[Web page code records]
— start —

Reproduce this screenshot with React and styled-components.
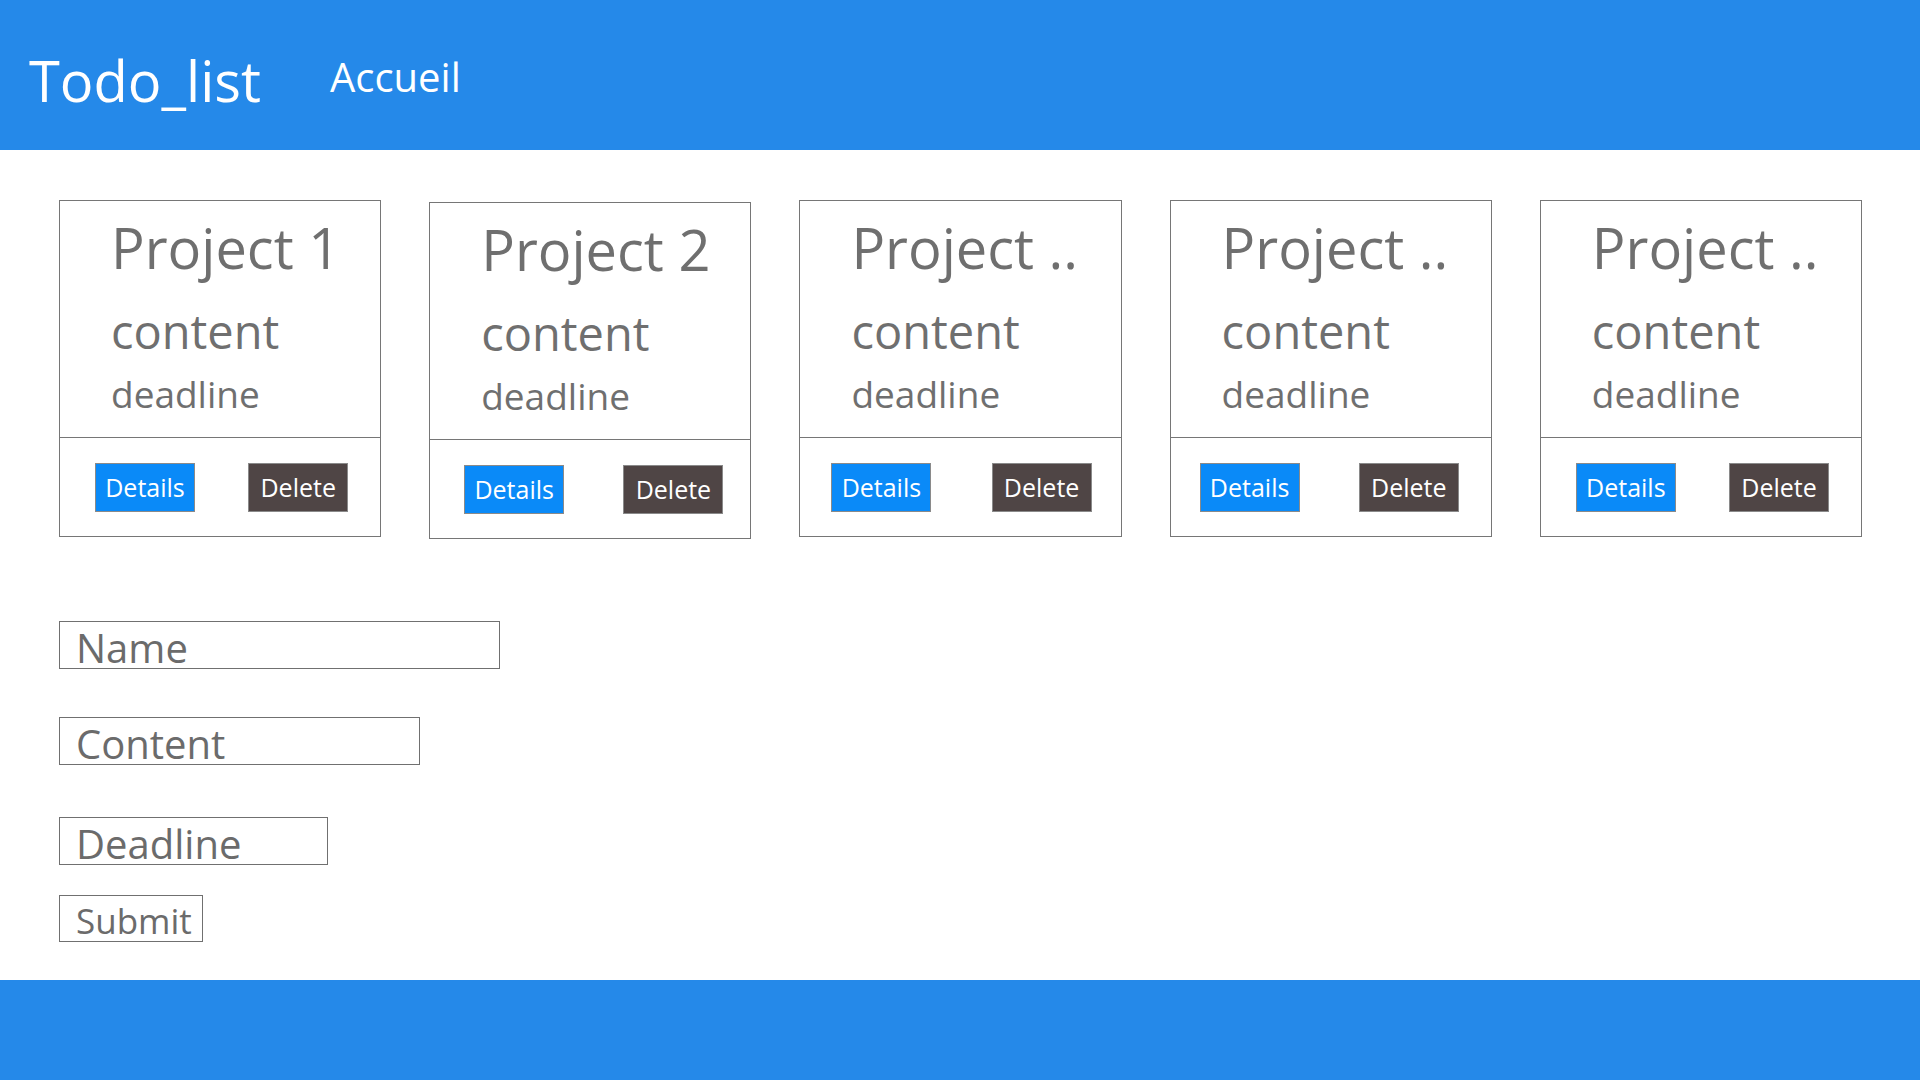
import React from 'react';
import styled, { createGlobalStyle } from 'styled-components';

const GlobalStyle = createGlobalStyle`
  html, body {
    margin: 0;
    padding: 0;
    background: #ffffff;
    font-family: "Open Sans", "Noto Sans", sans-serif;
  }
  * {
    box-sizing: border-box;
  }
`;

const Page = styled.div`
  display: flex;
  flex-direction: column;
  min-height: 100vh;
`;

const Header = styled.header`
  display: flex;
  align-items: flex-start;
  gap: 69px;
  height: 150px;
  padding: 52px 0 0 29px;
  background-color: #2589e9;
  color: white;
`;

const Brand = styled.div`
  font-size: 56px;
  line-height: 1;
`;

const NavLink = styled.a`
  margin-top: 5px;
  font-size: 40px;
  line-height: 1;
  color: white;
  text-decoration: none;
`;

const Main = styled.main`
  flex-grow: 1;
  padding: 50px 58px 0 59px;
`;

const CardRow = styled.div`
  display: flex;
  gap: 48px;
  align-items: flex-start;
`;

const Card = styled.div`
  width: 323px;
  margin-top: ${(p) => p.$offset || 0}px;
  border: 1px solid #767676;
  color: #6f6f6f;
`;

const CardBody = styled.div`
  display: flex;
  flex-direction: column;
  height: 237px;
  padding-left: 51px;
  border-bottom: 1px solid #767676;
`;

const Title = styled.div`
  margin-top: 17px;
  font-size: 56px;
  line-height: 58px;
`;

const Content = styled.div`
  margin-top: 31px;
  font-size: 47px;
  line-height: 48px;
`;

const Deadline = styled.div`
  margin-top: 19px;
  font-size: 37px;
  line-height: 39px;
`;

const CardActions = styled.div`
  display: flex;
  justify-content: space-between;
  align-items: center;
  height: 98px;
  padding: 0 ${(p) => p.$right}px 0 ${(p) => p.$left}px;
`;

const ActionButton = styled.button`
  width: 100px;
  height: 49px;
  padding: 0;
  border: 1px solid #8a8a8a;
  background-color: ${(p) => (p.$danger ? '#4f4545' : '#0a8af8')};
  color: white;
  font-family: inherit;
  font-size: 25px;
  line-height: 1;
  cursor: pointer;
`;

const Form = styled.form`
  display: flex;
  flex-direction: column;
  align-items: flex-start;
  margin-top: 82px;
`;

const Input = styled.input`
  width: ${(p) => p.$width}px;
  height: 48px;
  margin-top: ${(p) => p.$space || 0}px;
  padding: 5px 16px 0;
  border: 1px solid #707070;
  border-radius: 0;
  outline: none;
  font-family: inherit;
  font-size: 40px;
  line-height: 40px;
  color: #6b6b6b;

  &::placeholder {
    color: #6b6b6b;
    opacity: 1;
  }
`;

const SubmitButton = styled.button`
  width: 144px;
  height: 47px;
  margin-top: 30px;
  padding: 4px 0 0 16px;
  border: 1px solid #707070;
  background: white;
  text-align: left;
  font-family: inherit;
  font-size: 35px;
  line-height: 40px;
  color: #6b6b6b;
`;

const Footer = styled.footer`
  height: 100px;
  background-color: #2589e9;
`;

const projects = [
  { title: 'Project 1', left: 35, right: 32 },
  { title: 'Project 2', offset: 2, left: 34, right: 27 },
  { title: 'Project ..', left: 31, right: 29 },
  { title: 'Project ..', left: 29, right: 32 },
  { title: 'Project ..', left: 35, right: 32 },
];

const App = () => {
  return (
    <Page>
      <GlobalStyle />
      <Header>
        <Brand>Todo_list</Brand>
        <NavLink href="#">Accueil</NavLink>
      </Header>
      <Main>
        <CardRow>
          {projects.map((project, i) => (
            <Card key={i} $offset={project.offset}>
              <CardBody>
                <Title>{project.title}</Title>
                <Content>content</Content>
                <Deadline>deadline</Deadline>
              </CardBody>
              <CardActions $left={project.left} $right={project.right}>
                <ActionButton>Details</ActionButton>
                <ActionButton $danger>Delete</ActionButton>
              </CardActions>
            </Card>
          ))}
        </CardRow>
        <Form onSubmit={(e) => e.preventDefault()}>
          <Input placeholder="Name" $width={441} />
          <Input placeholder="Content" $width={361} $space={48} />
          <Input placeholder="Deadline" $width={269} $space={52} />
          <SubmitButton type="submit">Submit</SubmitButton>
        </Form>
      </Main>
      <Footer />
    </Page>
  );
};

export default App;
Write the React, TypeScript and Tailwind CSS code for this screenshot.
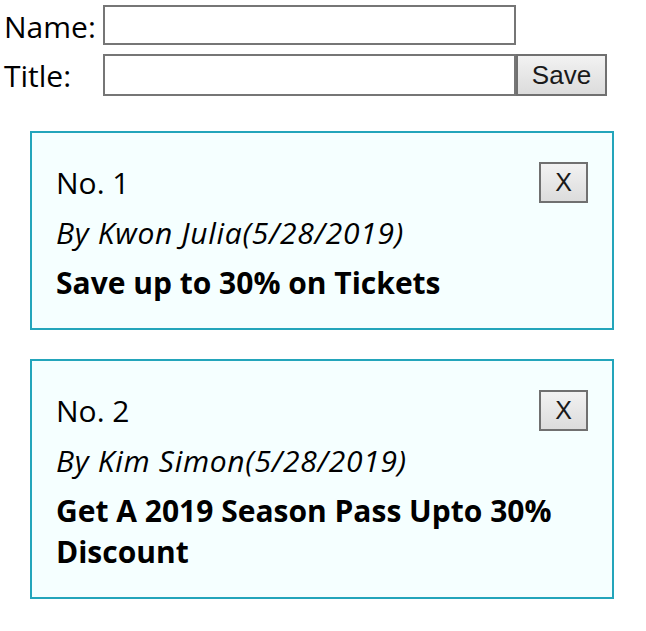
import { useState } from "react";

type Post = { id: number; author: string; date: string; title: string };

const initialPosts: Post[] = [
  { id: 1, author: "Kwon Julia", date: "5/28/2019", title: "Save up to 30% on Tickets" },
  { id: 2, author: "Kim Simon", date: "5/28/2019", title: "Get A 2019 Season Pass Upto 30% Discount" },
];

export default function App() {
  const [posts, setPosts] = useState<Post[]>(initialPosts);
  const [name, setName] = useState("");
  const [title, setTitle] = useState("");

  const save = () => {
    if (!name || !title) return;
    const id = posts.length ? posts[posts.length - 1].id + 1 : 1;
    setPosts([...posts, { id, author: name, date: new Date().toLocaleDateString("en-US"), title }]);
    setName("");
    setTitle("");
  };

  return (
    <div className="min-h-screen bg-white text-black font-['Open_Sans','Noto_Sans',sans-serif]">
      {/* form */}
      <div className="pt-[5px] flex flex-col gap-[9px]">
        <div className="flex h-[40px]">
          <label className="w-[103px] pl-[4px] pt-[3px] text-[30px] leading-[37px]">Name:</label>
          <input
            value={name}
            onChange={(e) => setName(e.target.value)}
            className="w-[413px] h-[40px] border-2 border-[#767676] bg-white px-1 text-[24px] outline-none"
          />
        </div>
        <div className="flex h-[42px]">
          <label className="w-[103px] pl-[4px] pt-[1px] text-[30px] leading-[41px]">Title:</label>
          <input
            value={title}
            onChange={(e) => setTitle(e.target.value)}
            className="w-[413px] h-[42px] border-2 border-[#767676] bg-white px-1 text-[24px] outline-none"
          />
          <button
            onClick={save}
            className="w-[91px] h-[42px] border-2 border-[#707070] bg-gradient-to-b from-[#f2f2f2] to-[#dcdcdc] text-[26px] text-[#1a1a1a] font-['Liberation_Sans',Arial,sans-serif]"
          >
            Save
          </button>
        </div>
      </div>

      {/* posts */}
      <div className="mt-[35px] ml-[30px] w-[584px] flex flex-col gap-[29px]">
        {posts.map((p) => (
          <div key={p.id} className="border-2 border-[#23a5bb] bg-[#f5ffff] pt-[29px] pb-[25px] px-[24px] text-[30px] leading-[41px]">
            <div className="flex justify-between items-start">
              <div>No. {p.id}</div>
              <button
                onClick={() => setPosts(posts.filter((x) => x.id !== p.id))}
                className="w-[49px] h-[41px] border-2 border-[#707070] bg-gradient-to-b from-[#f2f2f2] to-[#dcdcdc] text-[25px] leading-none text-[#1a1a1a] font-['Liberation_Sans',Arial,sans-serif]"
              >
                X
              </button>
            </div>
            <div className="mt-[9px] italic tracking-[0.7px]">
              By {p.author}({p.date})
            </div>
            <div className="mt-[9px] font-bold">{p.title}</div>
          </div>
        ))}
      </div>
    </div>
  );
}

— end —

Each line that contains the string "components" counts once; report how many such lines the entries have, giving only the number.

EXERCISE ANSWER
2